Build the dictionary early. Invest one session defining theological terms. Every future sermon benefits from this upfront work.
Start with one language. Test the workflow with your largest non-English-speaking group before scaling to additional languages.
Assign a reviewer. A bilingual church member spending 10 minutes reviewing each translation catches the rare AI error before publication.
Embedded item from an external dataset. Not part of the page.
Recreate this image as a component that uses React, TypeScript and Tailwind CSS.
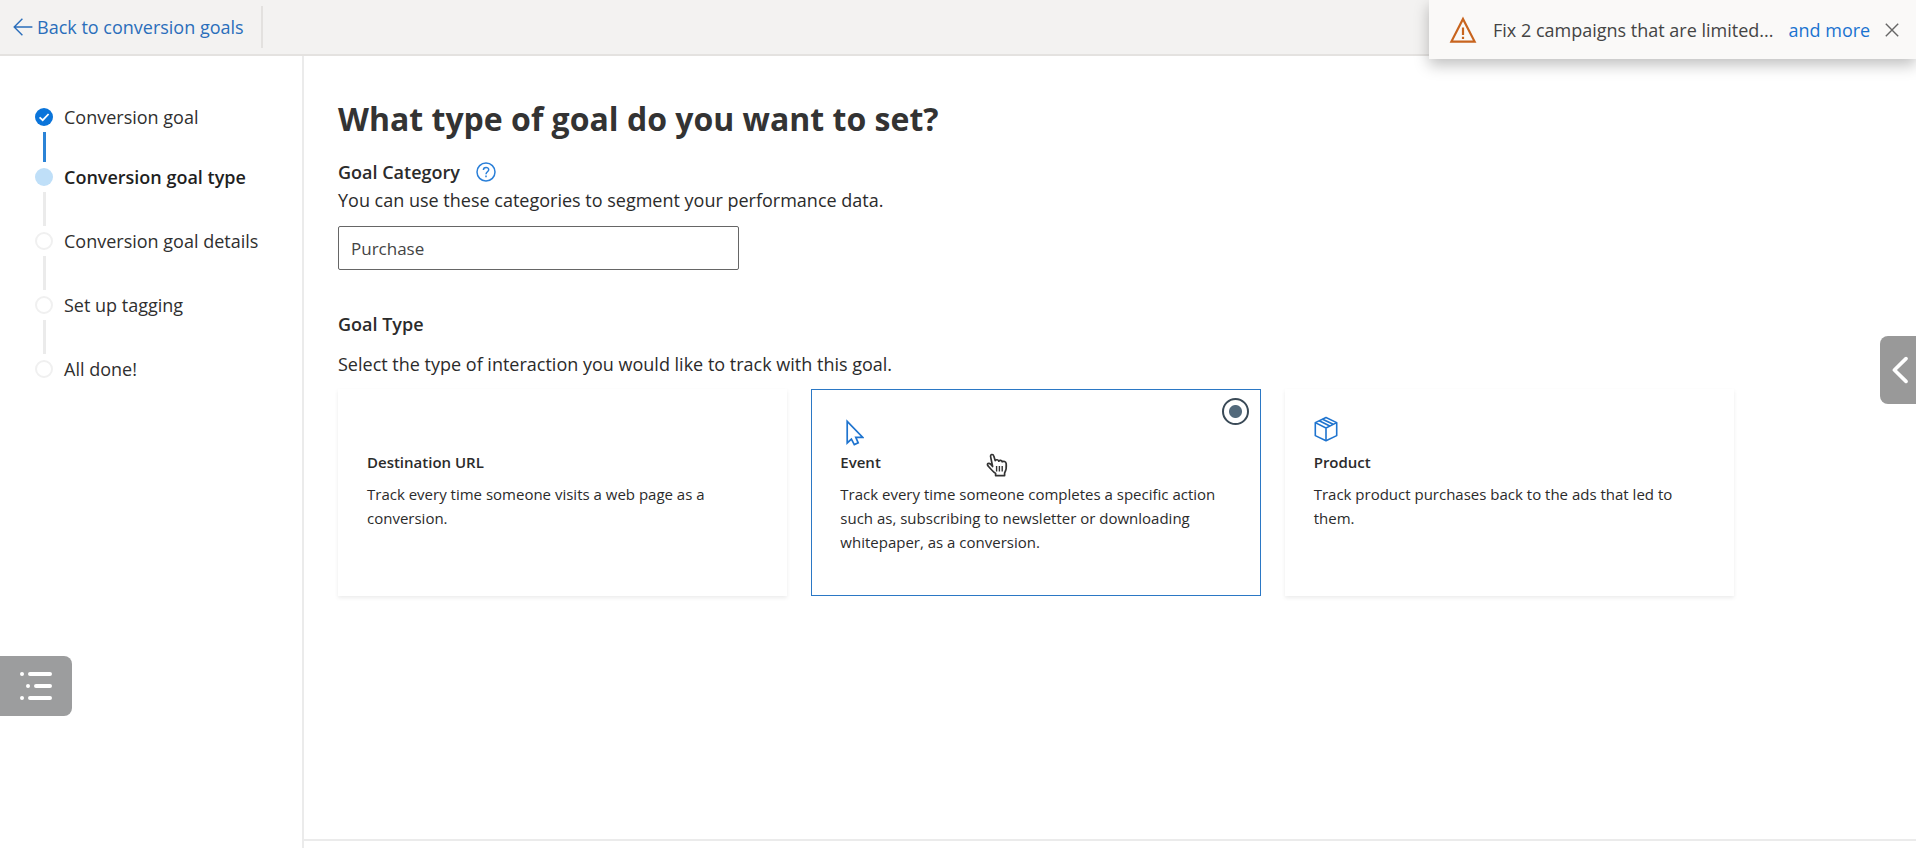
import { useState, type ReactNode } from "react";

type StepState = "done" | "current" | "todo";

const steps: { label: string; state: StepState }[] = [
  { label: "Conversion goal", state: "done" },
  { label: "Conversion goal type", state: "current" },
  { label: "Conversion goal details", state: "todo" },
  { label: "Set up tagging", state: "todo" },
  { label: "All done!", state: "todo" },
];

const markerClass: Record<StepState, string> = {
  done: "bg-[#0a74da]",
  current: "bg-[#bfdff8]",
  todo: "border-2 border-[#f0f0f0] bg-white",
};

function Step({ label, state, last }: { label: string; state: StepState; last: boolean }) {
  return (
    <li className="flex gap-[11px]" aria-current={state === "current" ? "step" : undefined}>
      <div className="flex w-[18px] flex-col items-center">
        <span className={`flex size-[18px] shrink-0 items-center justify-center rounded-full ${markerClass[state]}`}>
          {state === "done" && (
            <svg viewBox="0 0 18 18" className="size-[18px]" fill="none" stroke="white" strokeWidth="1.8" aria-hidden="true">
              <path d="M4.6 9.3 7.7 12.2 13.6 6" />
            </svg>
          )}
        </span>
        {!last && (
          <span className={`my-[6px] w-[3px] ${state === "done" ? "h-[30px] bg-[#2b83d6]" : "h-[34px] bg-[#ebebeb]"}`} />
        )}
      </div>
      <span className={`h-[18px] text-[18px] leading-[18px] whitespace-nowrap ${state === "current" ? "font-semibold text-[#1f1f1f]" : "text-[#2f2f2f]"}`}>
        {label}
      </span>
    </li>
  );
}

function EventIcon() {
  return (
    <svg viewBox="0 0 24 28" className="mt-2 h-7 w-6" fill="none" stroke="#1f74cf" strokeWidth="1.7" aria-hidden="true">
      <path d="M7.2 2.4V24L11.4 20.2L14.3 25.6L18.2 23.8L15.8 18.4H22.8Z" />
    </svg>
  );
}

function ProductIcon() {
  return (
    <svg viewBox="0 0 24 26" className="h-[26px] w-6" fill="none" stroke="#1f74cf" strokeWidth="1.6" strokeLinejoin="round" aria-hidden="true">
      <path d="M12 1.5 22.7 6.6V19.6L12 24.7 1.3 19.6V6.6Z" />
      <path d="M1.3 6.6 12 12 22.7 6.6M12 12V24.7M5.2 4.8 15.8 10M8.6 3.2 19.2 8.3" />
    </svg>
  );
}

const goalTypes: { id: string; title: string; text: string; icon: ReactNode }[] = [
  { id: "url", title: "Destination URL", text: "Track every time someone visits a web page as a conversion.", icon: null },
  {
    id: "event",
    title: "Event",
    text: "Track every time someone completes a specific action such as, subscribing to newsletter or downloading whitepaper, as a conversion.",
    icon: <EventIcon />,
  },
  { id: "product", title: "Product", text: "Track product purchases back to the ads that led to them.", icon: <ProductIcon /> },
];

function HandPointer() {
  return (
    <svg viewBox="0 0 22 24" className="pointer-events-none absolute top-[63px] left-[174px] h-6 w-[22px]" fill="white" stroke="#333" strokeWidth="1.7" strokeLinejoin="round" aria-hidden="true">
      <path d="M6.6 13.5 4.6 3.6C4.2 1 7.2.8 7.8 3L9.2 7.6C10 6.2 12.4 6.6 12.8 8.2 13.8 6.8 15.8 7.2 16.2 8.8 17.6 7.8 19.8 8.4 20.2 10.6 20.6 14.4 20.2 17.4 18.6 20V22.6H9.6V20.4C6.8 18.4 4.6 15.8 1.8 12.6 0.6 10.8 2.8 9.6 4.4 11Z" />
      <path d="M10.6 13V18.4M13.4 13V18.4M16.2 13V18.4" strokeWidth="1.4" />
    </svg>
  );
}

export default function App() {
  const [goalType, setGoalType] = useState("event");
  const [category, setCategory] = useState("Purchase");

  return (
    <div className="relative flex min-h-screen flex-col bg-white font-['Open_Sans','Noto_Sans',sans-serif] text-[18px] text-[#2b2b2b]">
      <header className="flex h-14 items-center border-b-2 border-[#e4e2e0] bg-[#f3f2f1]">
        <a href="#goals" className="flex items-center gap-1 pl-[13px] text-[#2a6ebb]">
          <svg viewBox="0 0 20 18" className="h-[18px] w-5" fill="none" stroke="currentColor" strokeWidth="1.4" aria-hidden="true">
            <path d="M9.4.8 1.2 9 9.4 17.2M1.2 9H19.4" />
          </svg>
          Back to conversion goals
        </a>
        <span className="ml-[17px] h-[42px] w-0.5 bg-[#e3e1df]" />
      </header>

      <div className="flex flex-1">
        <nav aria-label="Progress" className="w-[304px] shrink-0 border-r-2 border-[#ebebeb] pt-[52px] pl-[35px]">
          <ol>
            {steps.map((s, i) => (
              <Step key={s.label} label={s.label} state={s.state} last={i === steps.length - 1} />
            ))}
          </ol>
        </nav>

        <div className="flex min-w-0 flex-1 flex-col">
          <main className="max-w-[1430px] flex-1 pt-10 pl-[34px]">
            <h1 className="text-[32px] leading-[46px] font-bold text-[#333]">What type of goal do you want to set?</h1>
            <div className="mt-[18px] flex h-6 items-center gap-4">
              <label htmlFor="category" className="font-semibold">Goal Category</label>
              <button type="button" aria-label="About goal categories" className="text-[#2a7fd8]">
                <svg viewBox="0 0 20 20" className="size-5" fill="none" stroke="currentColor" strokeWidth="1.5" aria-hidden="true">
                  <circle cx="10" cy="10" r="9" />
                  <path d="M7.4 8C7.4 4.6 12.7 4.7 12.7 7.7 12.7 9.8 10 9.8 10 12.2M10 13.6V15.2" />
                </svg>
              </button>
            </div>
            <p className="mt-1 leading-6">You can use these categories to segment your performance data.</p>
            <input
              id="category"
              type="text"
              value={category}
              onChange={(e) => setCategory(e.target.value)}
              className="mt-[14px] block h-11 w-[401px] rounded-xs border border-[#666] bg-white px-3 text-[17px] text-[#444]"
            />
            <fieldset>
              <legend className="pt-[42px] leading-6 font-semibold">Goal Type</legend>
              <p className="mt-4 leading-6">Select the type of interaction you would like to track with this goal.</p>
              <div className="mt-[13px] grid grid-cols-3 gap-6">
                {goalTypes.map((g) => {
                  const selected = g.id === goalType;
                  return (
                    <label
                      key={g.id}
                      className={`relative block h-[207px] border bg-white px-7 pt-[25px] text-[15px] ${
                        selected ? "border-[#2b78c5]" : "border-transparent shadow-[0_2px_4px_rgba(0,0,0,0.08)]"
                      }`}
                    >
                      <input
                        type="radio"
                        name="goal-type"
                        checked={selected}
                        onChange={() => setGoalType(g.id)}
                        className={`absolute top-2 right-[11px] size-[27px] appearance-none rounded-full border-2 border-[#3a4a57] bg-[radial-gradient(circle,#52697b_6px,white_7px)] ${
                          selected ? "" : "opacity-0"
                        }`}
                      />
                      <span className="flex h-7 items-center">{g.icon}</span>
                      <span className="mt-[7px] block leading-6 font-semibold">{g.title}</span>
                      <span className="mt-2 block leading-6">{g.text}</span>
                      {g.id === "event" && <HandPointer />}
                    </label>
                  );
                })}
              </div>
            </fieldset>
          </main>
          <footer className="h-[9px] border-t-2 border-[#ebebeb]" />
        </div>
      </div>

      <div role="status" className="absolute top-0 right-0 flex h-[59px] w-[487px] items-center bg-[#faf9f8] pt-px pl-5 shadow-[0_6px_14px_rgba(0,0,0,0.25)]">
        <svg viewBox="0 0 28 28" className="size-7" fill="none" stroke="#c8641e" strokeWidth="2.2" aria-hidden="true">
          <path d="M14 3 25.6 25.6H2.4Z" />
          <path d="M14 11.5V19M14 20.8V23" />
        </svg>
        <span className="ml-4 whitespace-nowrap text-[#444]">Fix 2 campaigns that are limited...</span>
        <a href="#more" className="ml-[15px] whitespace-nowrap text-[#1a73d0]">and more</a>
        <button type="button" aria-label="Dismiss" className="ml-[15px] text-[#666]">
          <svg viewBox="0 0 14 14" className="size-[14px]" fill="none" stroke="currentColor" strokeWidth="1.4" aria-hidden="true">
            <path d="M.8.8 13.2 13.2M13.2.8.8 13.2" />
          </svg>
        </button>
      </div>

      <button type="button" aria-label="Open side panel" className="absolute top-[336px] right-0 flex h-[68px] w-9 items-center justify-end rounded-l-lg bg-[#999] pr-2">
        <svg viewBox="0 0 16 28" className="h-7 w-4" fill="none" stroke="white" strokeWidth="3.6" strokeLinecap="round" strokeLinejoin="round" aria-hidden="true">
          <path d="M14 2.6 2.4 14 14 25.4" />
        </svg>
      </button>

      <button type="button" aria-label="Open contents" className="absolute top-[656px] left-0 flex h-[60px] w-[72px] items-center rounded-r-lg bg-[#9c9d9e] pl-5">
        <svg viewBox="0 0 32 28" className="h-7 w-8" stroke="white" strokeWidth="4" strokeLinecap="round" aria-hidden="true">
          <path d="M2 2H2.01M10 2H30M8 14H8.01M16 14H30M2 26H2.01M10 26H30" />
        </svg>
      </button>
    </div>
  );
}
Batch older sermons. Once the workflow is established, translate your back catalog. An API integration can automate this for large libraries.
What It Costs
AI sermon translation pricing varies by platform and usage volume. Here is what to expect:
| Scenario | Traditional Cost | AI Cost |
| One 45-min sermon, 1 language | $500 – $1,500 | $15 – $40 |
| Weekly sermons, 3 languages, annual | $78,000 – $234,000 | $2,400 – $6,200 |
| 100-sermon back catalog, 5 languages | $250,000+ | $5,000 – $15,000 |
Most platforms offer monthly subscriptions between $49 and $149 that include a set number of processing minutes. For churches translating one sermon per week into two to three languages, mid-tier plans typically cover the workload.
Getting Started
Translating sermons with AI follows a straightforward six-step process: upload, review the transcript, configure the dictionary, select languages, generate, and export. The entire workflow takes under an hour for most sermons and costs a fraction of traditional dubbing.
The technology handles the heavy lifting. The church’s role is quality control: reviewing the transcript, maintaining the theological dictionary, and having a bilingual member spot-check the output. That combination of AI speed and human oversight produces results that serve multilingual congregations without straining ministry budgets.